Putting people at the heart of design was a main tenet of Pattie’s conversation. She recounted her experience of travelling across America, and putting designers and politicians in situations that made them realise the negative impact of design failure for those with limited abilities – like confining a group of governors to wheelchairs.
“I was hired to meet with the governors of all fifty states and teach them about inclusivity. Out came the wheelchairs, and I could see them all glancing at each other. They were all invited to take a seat, and not allowed out of the chairs for the rest of the day, not even to get into the restroom – which was not accessible for wheelchairs! They were pleading with me to allow them into the facilities, but sometimes you have to be harsh. This was before the introduction of the Americans with Disabilities Act, so I wanted them to see how difficult life was for those in wheelchairs. And, point made!”
She shared similar experiences of giving designers foggy contact lenses or taping their hands to mimic the effects of arthritis, in order to demonstrate to them the flaws in their designs. “As soon as they had experienced the problems in the designs themselves, they wanted to fix them,” she said.

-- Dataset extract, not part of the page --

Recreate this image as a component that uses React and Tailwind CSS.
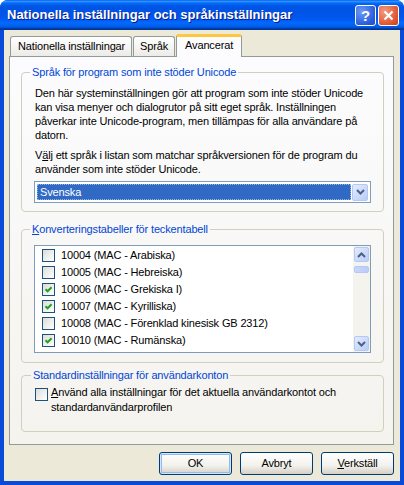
import React from 'react';

const FONT = { fontFamily: '"Liberation Sans", Arial, sans-serif' };

function Check({ checked, className = '' }) {
  return (
    <span className={`w-[13px] h-[13px] shrink-0 border border-[#1C5180] bg-[linear-gradient(135deg,#DCDCD7,#FFFFFF)] flex items-center justify-center ${className}`}>
      {checked && (
        <svg width="9" height="9" viewBox="0 0 9 9">
          <path d="M1.5 4.2 L3.6 6.3 L7.6 2.2" fill="none" stroke="#21A121" strokeWidth="2" />
        </svg>
      )}
    </span>
  );
}

function Arrow({ up }) {
  return (
    <svg width="9" height="6" viewBox="0 0 9 6">
      <path d={up ? 'M1 5 L4.5 1.5 L8 5' : 'M1 1 L4.5 4.5 L8 1'} fill="none" stroke="#4D6185" strokeWidth="2" />
    </svg>
  );
}

function ScrollBtn({ up }) {
  return (
    <div className="h-[15px] mx-[1px] rounded-[2px] border border-[#B4C8F6] bg-[linear-gradient(135deg,#E4ECFD,#B9CCF8)] flex items-center justify-center">
      <Arrow up={up} />
    </div>
  );
}

function Group({ label, children, className = '' }) {
  return (
    <fieldset className={`border border-[#D0D0BF] rounded-[4px] px-[12px] ${className}`}>
      <legend className="ml-[-4px] px-[2px] text-[#0046D5] leading-[14px]">{label}</legend>
      {children}
    </fieldset>
  );
}

function Button({ children, isDefault }) {
  return (
    <button className={`w-[73px] h-[23px] rounded-[3px] border border-[#003C74] bg-[linear-gradient(#FFFFFF,#F2F1EC_60%,#D6D0C5)] text-[11px] text-black ${isDefault ? 'shadow-[inset_0_0_0_1px_#CEE7FF,inset_0_0_0_2px_#98B8EA]' : ''}`}>
      {children}
    </button>
  );
}

const rows = [
  ['10004 (MAC - Arabiska)', false],
  ['10005 (MAC - Hebreiska)', false],
  ['10006 (MAC - Grekiska I)', true],
  ['10007 (MAC - Kyrilliska)', true],
  ['10008 (MAC - Förenklad kinesisk GB 2312)', false],
  ['10010 (MAC - Rumänska)', true],
];

export default function App() {
  return (
    <div className="w-[404px] h-[485px] bg-[#0A4AD8] rounded-t-[8px] flex flex-col text-[11px] text-black" style={FONT}>
      {/* Title bar */}
      <div className="h-[30px] shrink-0 rounded-t-[8px] bg-[linear-gradient(#0058EE_0%,#3593FF_4%,#288EFF_6%,#127DFF_8%,#036FFC_10%,#0262EE_14%,#0057E5_20%,#0054E3_24%,#0055EB_56%,#005BF5_66%,#026AFE_76%,#0062EF_86%,#0052D6_92%,#0040AB_94%,#003092_100%)] flex items-center pl-[7px] pr-[5px]">
        <span className="text-white font-bold text-[13px] [text-shadow:1px_1px_0_#0A1883] flex-1">
          Nationella inställningar och språkinställningar
        </span>
        <div className="flex gap-[2px]">
          <div className="w-[21px] h-[21px] rounded-[3px] border border-white bg-[radial-gradient(circle_at_30%_30%,#6E9BF5,#2A5DDB_70%,#1D4CC8)] flex items-center justify-center text-white font-bold text-[15px] leading-none">?</div>
          <div className="w-[21px] h-[21px] rounded-[3px] border border-white bg-[radial-gradient(circle_at_30%_30%,#F39C80,#E0532F_70%,#C8401E)] flex items-center justify-center">
            <svg width="11" height="11" viewBox="0 0 11 11">
              <path d="M1.5 1.5 L9.5 9.5 M9.5 1.5 L1.5 9.5" stroke="white" strokeWidth="2.2" />
            </svg>
          </div>
        </div>
      </div>

      {/* Body */}
      <div className="flex-1 mx-[4px] mb-[4px] bg-[#ECE9D8] flex flex-col pl-[5px] pr-[6px] pt-[4px] tracking-[-0.15px]">
        {/* Tabs */}
        <div className="h-[22px] flex items-end pl-[1px] relative z-10">
          <div className="h-[20px] pl-[7px] pr-[6px] border border-b-0 border-[#919B9C] rounded-t-[3px] bg-[linear-gradient(#FFFFFF,#ECEBE6)] flex items-center">Nationella inställningar</div>
          <div className="h-[20px] px-[6px] ml-[1px] border border-b-0 border-[#919B9C] rounded-t-[3px] bg-[linear-gradient(#FFFFFF,#ECEBE6)] flex items-center">Språk</div>
          <div className="h-[23px] mb-[-1px] px-[8px] ml-[1px] border border-b-0 border-[#919B9C] border-t-[3px] border-t-[#FFC83C] rounded-t-[3px] bg-[#FCFCFE] flex items-center pb-[3px]">Avancerat</div>
        </div>

        {/* Panel */}
        <div className="h-[389px] border border-[#919B9C] bg-[linear-gradient(#FCFCFE,#F4F3EE)] pl-[11px] pr-[9px] pt-[8px] flex flex-col">
          <Group label="Språk för program som inte stöder Unicode" className="pb-[8px]">
            <p className="leading-[14px] mt-[7px] pl-[1px]">
              Den här systeminställningen gör att program som inte stöder Unicode kan visa menyer och dialogrutor på sitt eget språk. Inställningen påverkar inte Unicode-program, men tillämpas för alla användare på datorn.
            </p>
            <p className="leading-[14px] mt-[6px] pl-[1px]">
              V<span className="underline">ä</span>lj ett språk i listan som matchar språkversionen för de program du använder som inte stöder Unicode.
            </p>
            <div className="mt-[5px] h-[22px] border border-[#7F9DB9] bg-white flex items-center p-[2px]">
              <div className="flex-1 h-full bg-[#316AC5] text-white border border-dotted border-[#FFFFFF80] flex items-center pl-[2px]">Svenska</div>
              <div className="w-[16px] h-[17px] ml-[1px] rounded-[2px] border border-[#B4C8F6] bg-[linear-gradient(135deg,#E4ECFD,#B9CCF8)] flex items-center justify-center">
                <Arrow />
              </div>
            </div>
          </Group>

          <Group label={<><span className="underline">K</span>onverteringstabeller för teckentabell</>} className="mt-[10px] pb-[9px]">
            <div className="mt-[9px] h-[108px] border border-[#7F9DB9] bg-white flex">
              <div className="flex-1 pt-[1px] pl-[7px]">
                {rows.map(([t, c]) => (
                  <div key={t} className="h-[17px] flex items-center gap-[6px]">
                    <Check checked={c} />
                    <span>{t}</span>
                  </div>
                ))}
              </div>
              <div className="w-[17px] bg-[#F4F3EE] flex flex-col pt-[1px] pb-[1px]">
                <ScrollBtn up />
                <div className="h-[7px] mt-[4px] mx-[1px] rounded-[2px] border border-[#B4C8F6] bg-[linear-gradient(90deg,#C8D7FB,#B9CCF8)]"></div>
                <div className="flex-1"></div>
                <ScrollBtn />
              </div>
            </div>
          </Group>

          <Group label="Standardinställningar för användarkonton" className="mt-[5px] pb-[16px] pl-[13px]">
            <div className="flex mt-[3px]">
              <Check className="mt-[3px] mr-[3px]" />
              <p className="leading-[15px]">
                <span className="underline">A</span>nvänd alla inställningar för det aktuella användarkontot och standardanvändarprofilen
              </p>
            </div>
          </Group>
        </div>

        {/* Buttons */}
        <div className="flex justify-end gap-[8px] mt-[7px]">
          <Button isDefault>OK</Button>
          <Button>Avbryt</Button>
          <Button><span className="underline">V</span>erkställ</Button>
        </div>
      </div>
    </div>
  );
}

She extolled the need for connecting with people on a human level and approaching design challenges with empathy, noting sometimes being a little firm can go a long way. “People tend to shrug off their humanity when they enter the boardroom,” she explained. “Something as simple as making everyone sit in wheelchairs reminds them that we’re all deserving of attention and respect.”
Inclusive design is not just about designing for a specific group of people, but rather designing with everyone in mind. It's about creating products, services, and spaces that are accessible, intuitive, and enjoyable for all users, regardless of age, ability, or background.
“I think inclusive design is Design that everyone can use with equity. If any of us can't use a Design, then it is exclusive, pure and simple. Like snowflakes, no two of us are alike in our wishes, wants and needs. Our uniqueness is the one thing that makes us all the same. We are all beautiful beings worthy of the dream, the goal of inclusivity by Design.”